⟨

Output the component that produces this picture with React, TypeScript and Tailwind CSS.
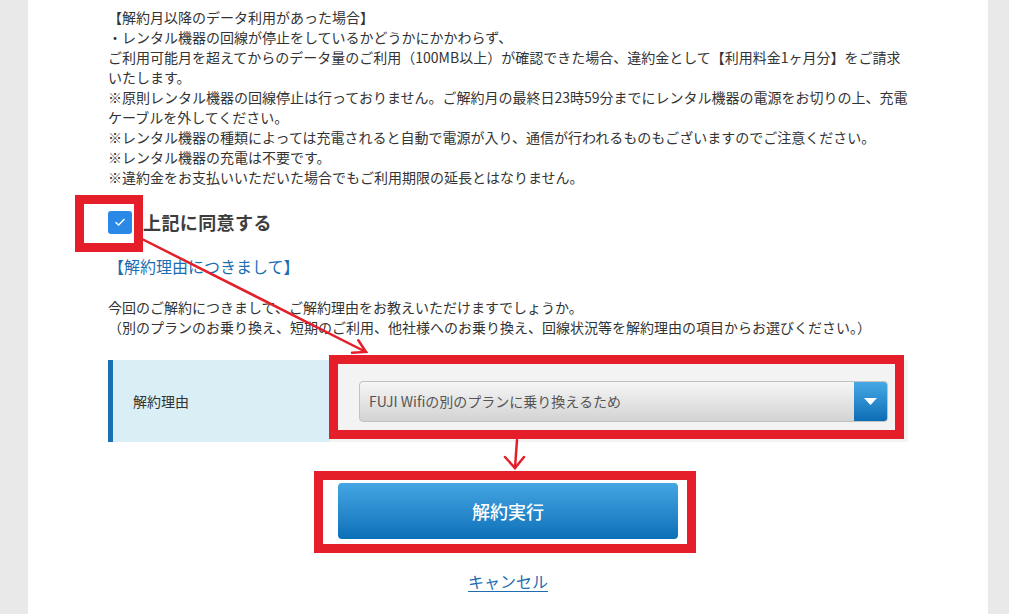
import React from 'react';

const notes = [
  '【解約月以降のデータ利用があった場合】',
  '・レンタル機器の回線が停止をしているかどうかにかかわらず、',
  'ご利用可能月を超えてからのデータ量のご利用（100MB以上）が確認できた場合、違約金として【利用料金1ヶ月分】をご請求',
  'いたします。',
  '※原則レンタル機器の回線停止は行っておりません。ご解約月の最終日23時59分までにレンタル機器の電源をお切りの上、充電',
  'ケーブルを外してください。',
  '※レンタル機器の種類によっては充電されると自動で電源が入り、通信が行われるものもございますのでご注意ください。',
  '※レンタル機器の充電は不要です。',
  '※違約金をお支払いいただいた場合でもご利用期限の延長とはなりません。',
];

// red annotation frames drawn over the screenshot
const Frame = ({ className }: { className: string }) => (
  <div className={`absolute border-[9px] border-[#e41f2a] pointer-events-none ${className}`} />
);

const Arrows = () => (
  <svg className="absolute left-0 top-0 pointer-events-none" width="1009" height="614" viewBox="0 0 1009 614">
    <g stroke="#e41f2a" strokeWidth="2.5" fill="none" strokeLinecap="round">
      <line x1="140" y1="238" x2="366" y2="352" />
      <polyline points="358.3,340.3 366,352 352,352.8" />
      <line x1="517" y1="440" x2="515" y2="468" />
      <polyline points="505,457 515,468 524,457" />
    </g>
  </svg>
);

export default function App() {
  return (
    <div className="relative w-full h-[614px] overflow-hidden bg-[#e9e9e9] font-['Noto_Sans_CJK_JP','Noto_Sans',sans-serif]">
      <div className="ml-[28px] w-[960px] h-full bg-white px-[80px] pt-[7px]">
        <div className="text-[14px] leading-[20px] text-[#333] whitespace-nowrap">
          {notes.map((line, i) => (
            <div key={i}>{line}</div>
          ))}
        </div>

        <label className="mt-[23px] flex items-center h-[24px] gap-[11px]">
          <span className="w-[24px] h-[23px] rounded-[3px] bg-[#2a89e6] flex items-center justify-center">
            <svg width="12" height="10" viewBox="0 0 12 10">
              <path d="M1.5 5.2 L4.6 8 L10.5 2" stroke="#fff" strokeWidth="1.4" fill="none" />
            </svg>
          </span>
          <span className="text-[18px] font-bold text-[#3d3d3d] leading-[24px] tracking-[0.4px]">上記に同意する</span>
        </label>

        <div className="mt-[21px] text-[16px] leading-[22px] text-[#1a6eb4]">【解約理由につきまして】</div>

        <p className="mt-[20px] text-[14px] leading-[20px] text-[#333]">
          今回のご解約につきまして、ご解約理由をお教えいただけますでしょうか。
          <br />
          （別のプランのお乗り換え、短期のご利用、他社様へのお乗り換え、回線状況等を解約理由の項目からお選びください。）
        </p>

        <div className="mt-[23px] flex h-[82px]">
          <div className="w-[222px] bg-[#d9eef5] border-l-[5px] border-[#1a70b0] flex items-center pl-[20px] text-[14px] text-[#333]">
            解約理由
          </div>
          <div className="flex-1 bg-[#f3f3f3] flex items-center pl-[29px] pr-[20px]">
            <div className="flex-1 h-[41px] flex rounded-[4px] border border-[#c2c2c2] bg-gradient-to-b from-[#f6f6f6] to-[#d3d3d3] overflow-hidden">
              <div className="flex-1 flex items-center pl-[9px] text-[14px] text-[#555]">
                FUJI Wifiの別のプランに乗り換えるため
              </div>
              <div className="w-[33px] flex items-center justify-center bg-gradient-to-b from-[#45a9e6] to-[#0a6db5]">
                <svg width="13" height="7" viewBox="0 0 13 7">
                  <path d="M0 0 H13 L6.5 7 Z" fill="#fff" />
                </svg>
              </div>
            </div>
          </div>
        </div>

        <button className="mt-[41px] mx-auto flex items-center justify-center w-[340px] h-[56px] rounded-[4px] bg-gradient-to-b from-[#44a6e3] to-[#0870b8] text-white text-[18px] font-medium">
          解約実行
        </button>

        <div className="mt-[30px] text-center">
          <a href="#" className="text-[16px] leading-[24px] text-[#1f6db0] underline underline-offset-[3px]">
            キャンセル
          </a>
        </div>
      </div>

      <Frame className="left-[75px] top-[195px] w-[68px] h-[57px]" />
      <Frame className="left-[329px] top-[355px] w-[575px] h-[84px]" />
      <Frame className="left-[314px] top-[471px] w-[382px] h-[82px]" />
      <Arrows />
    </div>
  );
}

⟩

▸ Short problem:
With the pictures left out, transcribe the material exactly.

▸ Solution to this exercise:
Output the component that produces this picture with React, TypeScript and Tailwind CSS.
import React from 'react';

const notes = [
  '【解約月以降のデータ利用があった場合】',
  '・レンタル機器の回線が停止をしているかどうかにかかわらず、',
  'ご利用可能月を超えてからのデータ量のご利用（100MB以上）が確認できた場合、違約金として【利用料金1ヶ月分】をご請求',
  'いたします。',
  '※原則レンタル機器の回線停止は行っておりません。ご解約月の最終日23時59分までにレンタル機器の電源をお切りの上、充電',
  'ケーブルを外してください。',
  '※レンタル機器の種類によっては充電されると自動で電源が入り、通信が行われるものもございますのでご注意ください。',
  '※レンタル機器の充電は不要です。',
  '※違約金をお支払いいただいた場合でもご利用期限の延長とはなりません。',
];

// red annotation frames drawn over the screenshot
const Frame = ({ className }: { className: string }) => (
  <div className={`absolute border-[9px] border-[#e41f2a] pointer-events-none ${className}`} />
);

const Arrows = () => (
  <svg className="absolute left-0 top-0 pointer-events-none" width="1009" height="614" viewBox="0 0 1009 614">
    <g stroke="#e41f2a" strokeWidth="2.5" fill="none" strokeLinecap="round">
      <line x1="140" y1="238" x2="366" y2="352" />
      <polyline points="358.3,340.3 366,352 352,352.8" />
      <line x1="517" y1="440" x2="515" y2="468" />
      <polyline points="505,457 515,468 524,457" />
    </g>
  </svg>
);

export default function App() {
  return (
    <div className="relative w-full h-[614px] overflow-hidden bg-[#e9e9e9] font-['Noto_Sans_CJK_JP','Noto_Sans',sans-serif]">
      <div className="ml-[28px] w-[960px] h-full bg-white px-[80px] pt-[7px]">
        <div className="text-[14px] leading-[20px] text-[#333] whitespace-nowrap">
          {notes.map((line, i) => (
            <div key={i}>{line}</div>
          ))}
        </div>

        <label className="mt-[23px] flex items-center h-[24px] gap-[11px]">
          <span className="w-[24px] h-[23px] rounded-[3px] bg-[#2a89e6] flex items-center justify-center">
            <svg width="12" height="10" viewBox="0 0 12 10">
              <path d="M1.5 5.2 L4.6 8 L10.5 2" stroke="#fff" strokeWidth="1.4" fill="none" />
            </svg>
          </span>
          <span className="text-[18px] font-bold text-[#3d3d3d] leading-[24px] tracking-[0.4px]">上記に同意する</span>
        </label>

        <div className="mt-[21px] text-[16px] leading-[22px] text-[#1a6eb4]">【解約理由につきまして】</div>

        <p className="mt-[20px] text-[14px] leading-[20px] text-[#333]">
          今回のご解約につきまして、ご解約理由をお教えいただけますでしょうか。
          <br />
          （別のプランのお乗り換え、短期のご利用、他社様へのお乗り換え、回線状況等を解約理由の項目からお選びください。）
        </p>

        <div className="mt-[23px] flex h-[82px]">
          <div className="w-[222px] bg-[#d9eef5] border-l-[5px] border-[#1a70b0] flex items-center pl-[20px] text-[14px] text-[#333]">
            解約理由
          </div>
          <div className="flex-1 bg-[#f3f3f3] flex items-center pl-[29px] pr-[20px]">
            <div className="flex-1 h-[41px] flex rounded-[4px] border border-[#c2c2c2] bg-gradient-to-b from-[#f6f6f6] to-[#d3d3d3] overflow-hidden">
              <div className="flex-1 flex items-center pl-[9px] text-[14px] text-[#555]">
                FUJI Wifiの別のプランに乗り換えるため
              </div>
              <div className="w-[33px] flex items-center justify-center bg-gradient-to-b from-[#45a9e6] to-[#0a6db5]">
                <svg width="13" height="7" viewBox="0 0 13 7">
                  <path d="M0 0 H13 L6.5 7 Z" fill="#fff" />
                </svg>
              </div>
            </div>
          </div>
        </div>

        <button className="mt-[41px] mx-auto flex items-center justify-center w-[340px] h-[56px] rounded-[4px] bg-gradient-to-b from-[#44a6e3] to-[#0870b8] text-white text-[18px] font-medium">
          解約実行
        </button>

        <div className="mt-[30px] text-center">
          <a href="#" className="text-[16px] leading-[24px] text-[#1f6db0] underline underline-offset-[3px]">
            キャンセル
          </a>
        </div>
      </div>

      <Frame className="left-[75px] top-[195px] w-[68px] h-[57px]" />
      <Frame className="left-[329px] top-[355px] w-[575px] h-[84px]" />
      <Frame className="left-[314px] top-[471px] w-[382px] h-[82px]" />
      <Arrows />
    </div>
  );
}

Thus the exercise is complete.